Google in a pair of Tuesday morning blog posts touted the work it's been doing to make both its core search products and YouTube into hubs for authoritative information about electoral processes and results.

  • Google is, among other things, serving up instructions for how and where to vote, as well as election results as they come in.
  • The company — like Facebook — also plans to pause U.S. political ads as soon as polls close to stop ongoing advertising from creating confusion.

Between the lines: The companies are all telling their users, and their own teams, the same thing: The period before and right after Election Day will probably be a mess, and they aim to do everything in their power to provide clarity through the chaos.

  • It's a message they've been broadcasting for months now. That's in no small part because the shadow of 2016 — when misinformation spread far and wide through the canny use of largely oblivious online platforms — still lingers over this election year.

The catch: It's not 2016 any more, and the challenges this time around won't look the same as then. The controversy triggered by conservative press outlets' coverage of emails and files apparently misappropriated from Hunter Biden is a case in point.

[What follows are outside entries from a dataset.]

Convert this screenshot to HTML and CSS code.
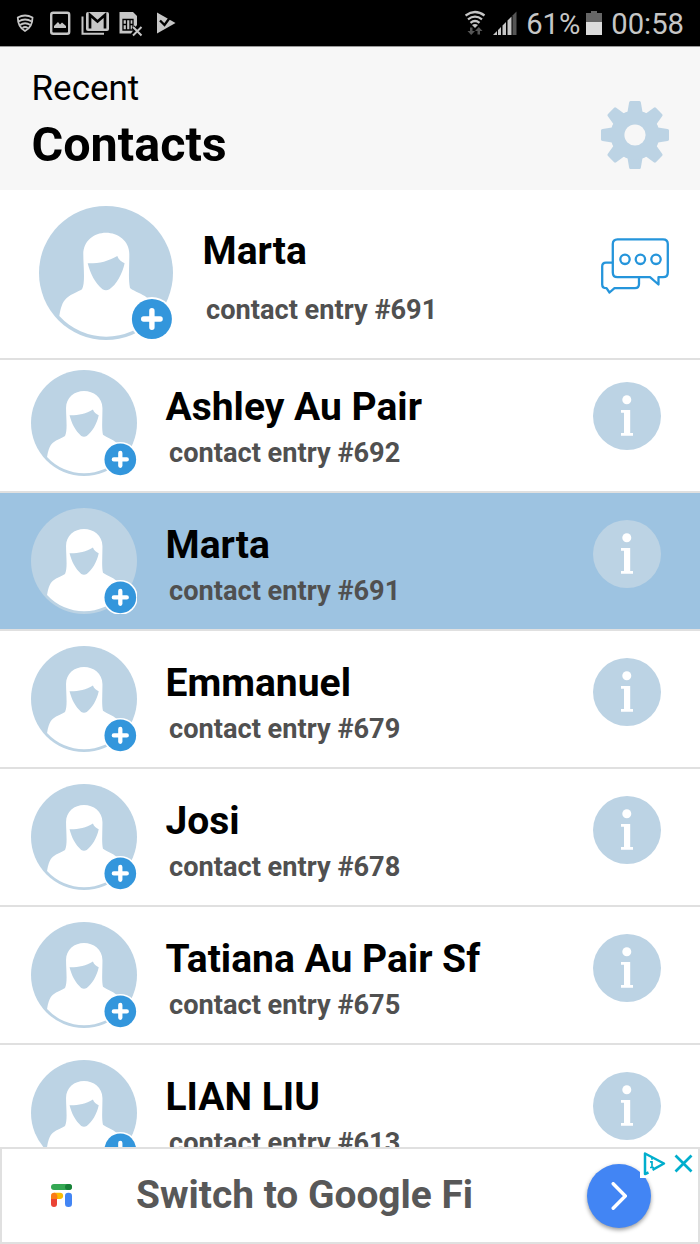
FILE: index.html
```html
<!DOCTYPE html>
<html lang="en">
<head>
  <meta charset="UTF-8" />
  <meta name="viewport" content="width=device-width, initial-scale=1.0" />
  <title>Recent Contacts</title>
  <link rel="stylesheet" href="styles.css">
</head>
<body>

  <!-- Shared icons -->
  <svg class="hidden">
    <symbol id="avatar" viewBox="0 0 134 134">
      <circle cx="67" cy="67" r="67" fill="#bcd3e4" />
      <path fill="#fff" d="M67 26.7C79 26.7 90.3 35 90.3 48C90.5 60 89 72 91 82C96 86 103 87.500 107.700 91.500C112.500 96 114 104 114 110A63.500 63.500 0 0 1 20.300 110C21.500 103 23 96 27.700 92C33 87.500 39 86 43 83.300C46.500 77 44.300 60 44.300 48C44.300 35 55 26.700 67 26.700Z" />
      <path fill="#bcd3e4" d="M48.700 57.300C60 57.500 69 55.500 78.300 50C79.500 53.500 82.500 56 85.600 57.300C83.500 68 77 79 70.500 83.300Q67 85.300 63.500 83.300C56 77 51.500 68 48.700 57.300Z" />
      <circle cx="112.900" cy="113" r="22" fill="#fff" />
      <circle cx="112.900" cy="113" r="20" fill="#3396dc" />
      <path d="M112.900 104.800V121.200M104.700 113H121.100" stroke="#fff" stroke-width="5.400" stroke-linecap="round" />
    </symbol>
    <symbol id="info" viewBox="0 0 68 68">
      <circle cx="34" cy="34" r="34" fill="#bcd3e4" />
      <circle cx="33.800" cy="17.800" r="4.500" fill="#fff" />
      <path fill="#fff" d="M28 28H37.200V51H40V53.700H28V51H31V30.700H28Z" />
    </symbol>
  </svg>

  <div class="screen">
    <!-- Status bar -->
    <div class="status-bar">
      <svg width="166" height="46" viewBox="12 0 166 46">
        <g fill="none" stroke="#c6c6c6" stroke-width="1.800">
          <path d="M17.800 17.500Q25 13.500 32.500 17.500C32.500 23.500 30 28.500 25 31C20.500 28.500 17.800 23.500 17.800 17.500Z" />
          <path d="M18.500 21.500Q25 17.500 31.800 21.500M20 25Q25 21.500 30.500 25M22.500 28Q25 26 27.800 28" />
          <rect x="51.200" y="12.700" width="18" height="21" rx="2" stroke-width="2.400" />
          <path d="M82.500 16.500V33.700H104" stroke-width="2" />
        </g>
        <g fill="#c6c6c6">
          <path d="M54 28V26L58 22L60 24.500L62 22.500L66 26V28Z" />
          <rect x="86" y="12" width="23" height="19" rx="2" />
          <path d="M119.500 12H133L137 16V25L131 33.500H119.500Z" />
          <path d="M157 12.500L175.500 23L157 33.500Z" />
        </g>
        <path d="M90 28.500V15L97.500 21.500L105 15V28.500" fill="none" stroke="#000" stroke-width="2.700" />
        <path d="M123 19.500H133V30H123ZM126.500 19.500V30M130 19.500V30M123 24.500H126M130 24.500H133" fill="none" stroke="#000" stroke-width="1.300" />
        <path d="M133 27L141.500 35.500M141.500 27L133 35.500" stroke="#000" stroke-width="4" />
        <path d="M133 27L141.500 35.500M141.500 27L133 35.500" stroke="#c6c6c6" stroke-width="2" />
        <path d="M160 20.500L164.500 25L172.500 14" fill="none" stroke="#000" stroke-width="2.400" />
      </svg>
      <div class="status-right">
        <svg width="52" height="26" viewBox="465 10 52 26">
          <g fill="none" stroke="#c6c6c6" stroke-width="2.300">
            <path d="M465.500 15.500Q475 8.500 484.500 15.500M468 19.300Q475 14 482 19.300M470.500 22.800Q475 19.300 479.500 22.800" />
          </g>
          <path d="M472 25Q475 23 478 25L475 28Z" fill="#c6c6c6" />
          <path d="M470 27.500H472.500V31H475L471.200 35L467.500 31H470ZM477.500 34.500H480V31H482.500L478.800 27L475 31H477.500Z" fill="#555" />
          <path d="M493 35L497 31V35ZM498 35V30L501 27V35ZM502.500 35V25.500L506 22V35ZM507.500 35V20.500L511.500 16.500V35Z" fill="#c6c6c6" />
          <path d="M512.500 35V15.500L516.500 11.500V35Z" fill="#555" />
        </svg>
        <span class="percent">61%</span>
        <svg width="16" height="24" viewBox="0 0 16 24">
          <path d="M0 2H5V0H11V2H16V11H0Z" fill="#666" />
          <rect y="11" width="16" height="13" fill="#dcdcdc" />
        </svg>
        <span class="clock">00:58</span>
      </div>
    </div>

    <!-- Header -->
    <div class="header">
      <div>
        <div class="header-small">Recent</div>
        <h1>Contacts</h1>
      </div>
      <svg class="gear" width="68" height="68" viewBox="-34 -34 68 68" fill="#bcd3e4">
        <path id="teeth" d="M-7.500 -23L-5.900 -32.500Q-5.700 -34 -4.500 -34H4.500Q5.700 -34 5.900 -32.500L7.500 -23V23L5.900 32.500Q5.700 34 4.500 34H-4.500Q-5.700 34 -5.900 32.500L-7.500 23Z" />
        <use href="#teeth" transform="rotate(45)" />
        <use href="#teeth" transform="rotate(90)" />
        <use href="#teeth" transform="rotate(135)" />
        <circle r="24.500" />
        <circle r="10.600" fill="#f7f7f7" />
      </svg>
    </div>

    <!-- Last contact -->
    <div class="recent">
      <svg class="avatar-big"><use href="#avatar" /></svg>
      <div class="text">
        <div class="name">Marta</div>
        <div class="entry">contact entry #691</div>
      </div>
      <svg class="chat" width="68" height="57" viewBox="0 0 68 57" fill="none" stroke="#2595db" stroke-width="2.300" stroke-linejoin="round">
        <path d="M16.500 1.300H62Q66.800 1.300 66.800 6V34.500Q66.800 39.200 62 39.200H57.500V46.500L49 39.200H16.500Q11.800 39.200 11.800 34.500V6Q11.800 1.300 16.500 1.300Z" />
        <path d="M12 24.600H5Q1.200 24.600 1.200 28.500V46.500Q1.200 50.200 5.500 50.200L8.500 54.500L13.500 50.200H34Q38 50.200 38 46V40" />
        <circle cx="24" cy="21.300" r="4.700" />
        <circle cx="39.400" cy="21.300" r="4.700" />
        <circle cx="55" cy="21.300" r="4.700" />
      </svg>
    </div>

    <!-- Contact list -->
    <div class="list">
      <div class="row">
        <svg class="avatar"><use href="#avatar" /></svg>
        <div class="text">
          <div class="name">Ashley Au Pair</div>
          <div class="entry">contact entry #692</div>
        </div>
        <svg class="info"><use href="#info" /></svg>
      </div>
      <div class="row selected">
        <svg class="avatar"><use href="#avatar" /></svg>
        <div class="text">
          <div class="name">Marta</div>
          <div class="entry">contact entry #691</div>
        </div>
        <svg class="info"><use href="#info" /></svg>
      </div>
      <div class="row">
        <svg class="avatar"><use href="#avatar" /></svg>
        <div class="text">
          <div class="name">Emmanuel</div>
          <div class="entry">contact entry #679</div>
        </div>
        <svg class="info"><use href="#info" /></svg>
      </div>
      <div class="row">
        <svg class="avatar"><use href="#avatar" /></svg>
        <div class="text">
          <div class="name">Josi</div>
          <div class="entry">contact entry #678</div>
        </div>
        <svg class="info"><use href="#info" /></svg>
      </div>
      <div class="row">
        <svg class="avatar"><use href="#avatar" /></svg>
        <div class="text">
          <div class="name">Tatiana Au Pair Sf</div>
          <div class="entry">contact entry #675</div>
        </div>
        <svg class="info"><use href="#info" /></svg>
      </div>
      <div class="row">
        <svg class="avatar"><use href="#avatar" /></svg>
        <div class="text">
          <div class="name">LIAN LIU</div>
          <div class="entry">contact entry #613</div>
        </div>
        <svg class="info"><use href="#info" /></svg>
      </div>
    </div>

    <!-- Ad banner -->
    <div class="ad">
      <svg width="21" height="23" viewBox="0 0 21 23">
        <rect width="21" height="6" rx="3" fill="#34a853" />
        <path d="M14 3A3 3 0 0 1 17 0H18A3 3 0 0 1 18 6H17A3 3 0 0 1 14 3Z" fill="#188038" />
        <path d="M3 8.700H9A3 3 0 0 1 9 15H3Z" fill="#fbbc04" />
        <path d="M0 14H6V20A3 3 0 0 1 0 20Z" fill="#ea4335" />
        <path d="M0 15V11.500A3 3 0 0 1 3 8.700Q6 9 6.300 12V15Z" fill="#fa7b17" />
        <rect x="14" y="8.700" width="7" height="14.300" rx="3.300" fill="#4285f4" />
      </svg>
      <span class="ad-text">Switch to Google Fi</span>
      <div class="ad-button">
        <svg width="16" height="28" viewBox="0 0 16 28" fill="none" stroke="#fff" stroke-width="3.400">
          <path d="M2.200 1.700L14.300 14L2.200 26.300" stroke-linecap="round" />
        </svg>
      </div>
      <div class="ad-choices">
        <svg width="58" height="29" viewBox="0 0 58 29" fill="none" stroke="#00aecd" stroke-width="2.500">
          <path d="M8.500 23.500L5 25V4.500L24 14.500L12.500 20.800" stroke-linejoin="round" />
          <path d="M12 8.800V10.800M10 12.800H12V18.500M10 18.500H14" stroke-width="1.700" />
          <path d="M35.500 6.500L51.500 22.500M51.500 6.500L35.500 22.500" stroke-width="2.700" />
        </svg>
      </div>
    </div>
  </div>

</body>
</html>
```
FILE: styles.css
```css
* {
  margin: 0;
  padding: 0;
  box-sizing: border-box;
  font-family: Roboto, sans-serif;
}

body {
  background: #fff;
}

svg {
  display: block;
  flex-shrink: 0;
}

.hidden {
  position: absolute;
  width: 0;
  height: 0;
}

.screen {
  width: 700px;
  height: 1244px;
  display: flex;
  flex-direction: column;
  overflow: hidden;
}

/* status bar */
.status-bar {
  height: 46px;
  background: #000;
  padding: 0 16px 0 12px;
  display: flex;
  justify-content: space-between;
  align-items: center;
  flex-shrink: 0;
}

.status-right {
  display: flex;
  align-items: center;
  color: #c6c6c6;
  font-size: 29.2px;
}

.percent {
  margin-left: 9px;
  margin-right: 6px;
  padding-top: 1px;
}

.clock {
  margin-left: 9px;
  padding-top: 1px;
}

/* header */
.header {
  height: 144px;
  background: #f7f7f7;
  border-top: 1px solid #999;
  padding: 21px 31px 0 31.5px;
  display: flex;
  justify-content: space-between;
  flex-shrink: 0;
}

.header-small {
  font-size: 35px;
  line-height: 42px;
}

h1 {
  font-size: 48.5px;
  line-height: 56px;
  margin-top: 7px;
}

.gear {
  margin-top: 33px;
}

/* contacts */
.recent {
  height: 170px;
  border-bottom: 2px solid #e0e0e0;
  padding: 16px 31px 0 39px;
  display: flex;
  align-items: flex-start;
  flex-shrink: 0;
}

.avatar-big {
  width: 134px;
  height: 134px;
  margin-right: 29.5px;
  overflow: visible;
}

.recent .text {
  padding-top: 23px;
}

.recent .entry {
  margin-top: 21px;
}

.chat {
  margin-top: 32px;
}

.list {
  flex: 1;
  overflow: hidden;
}

.row {
  height: 138px;
  border-bottom: 2px solid #e0e0e0;
  padding: 15px 39px 0 31px;
  display: flex;
  align-items: flex-start;
}

.row:first-child {
  height: 133px;
  padding-top: 10px;
}

.row.selected {
  background: #9dc3e1;
}

.avatar {
  width: 106px;
  height: 106px;
  margin-right: 28.5px;
  overflow: visible;
}

.text {
  flex: 1;
  padding-top: 15px;
}

.name {
  font-size: 39px;
  line-height: 44px;
  font-weight: bold;
  color: #000;
}

.entry {
  font-size: 27.2px;
  line-height: 32px;
  font-weight: bold;
  color: #505050;
  margin-top: 8px;
  padding-left: 3.5px;
}

.info {
  width: 68px;
  height: 68px;
  margin-top: 12px;
}

/* ad */
.ad {
  position: relative;
  height: 97px;
  border: 2px solid #e0e0e0;
  padding: 0 47px 0 49px;
  display: flex;
  align-items: center;
  flex-shrink: 0;
}

.ad-text {
  flex: 1;
  margin-left: 64px;
  padding-bottom: 2px;
  font-size: 38.9px;
  font-weight: bold;
  color: #585858;
}

.ad-button {
  width: 64px;
  height: 64px;
  border-radius: 50%;
  background: #4285f4;
  box-shadow: 0 2px 4px rgba(0, 0, 0, 0.4);
  display: flex;
  align-items: center;
  justify-content: center;
}

.ad-choices {
  position: absolute;
  top: 0;
  right: 0;
  background: #fff;
}
```
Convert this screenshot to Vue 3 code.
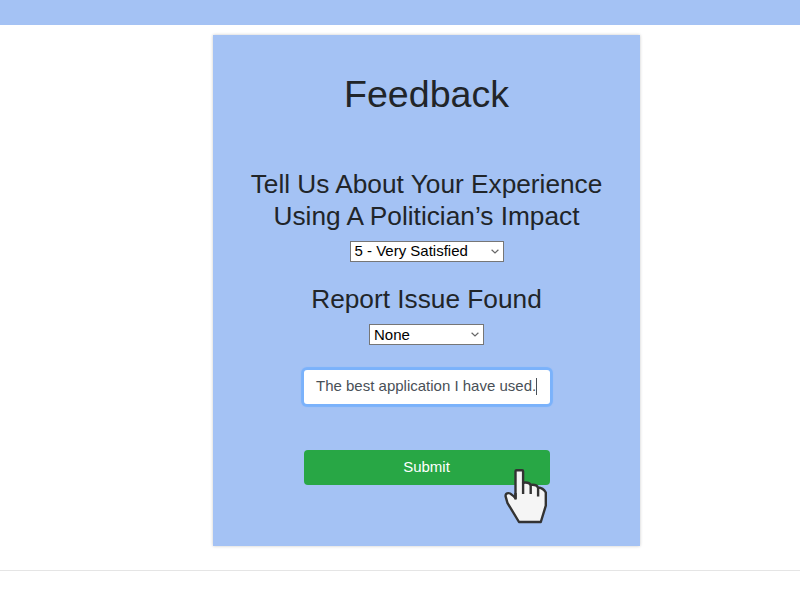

  • Twitter and Facebook are still scrambling to address Republican charges of bias and electioneering over their moves to limit the sharing of images, videos and text snippets taken from the trove, and of the stories based on them.
  • The platforms expected to face something resembling the 2016 WikiLeaks dump of emails hacked from the DNC. But they were caught off guard when material of questionable provenance trickled out in major press outlets courtesy of President Trump's personal lawyer, Rudy Giuliani.

Be smart: The Hunter Biden controversy illustrates another added challenge facing the platforms ahead of Election Day: They're not making their moderation decisions in a vacuum, and the blowback against their moves is itself a source of further discord.

  • That gives players who deliberately want to sow doubt and confusion this year an incentive to bait platforms into politically exploitable reactions.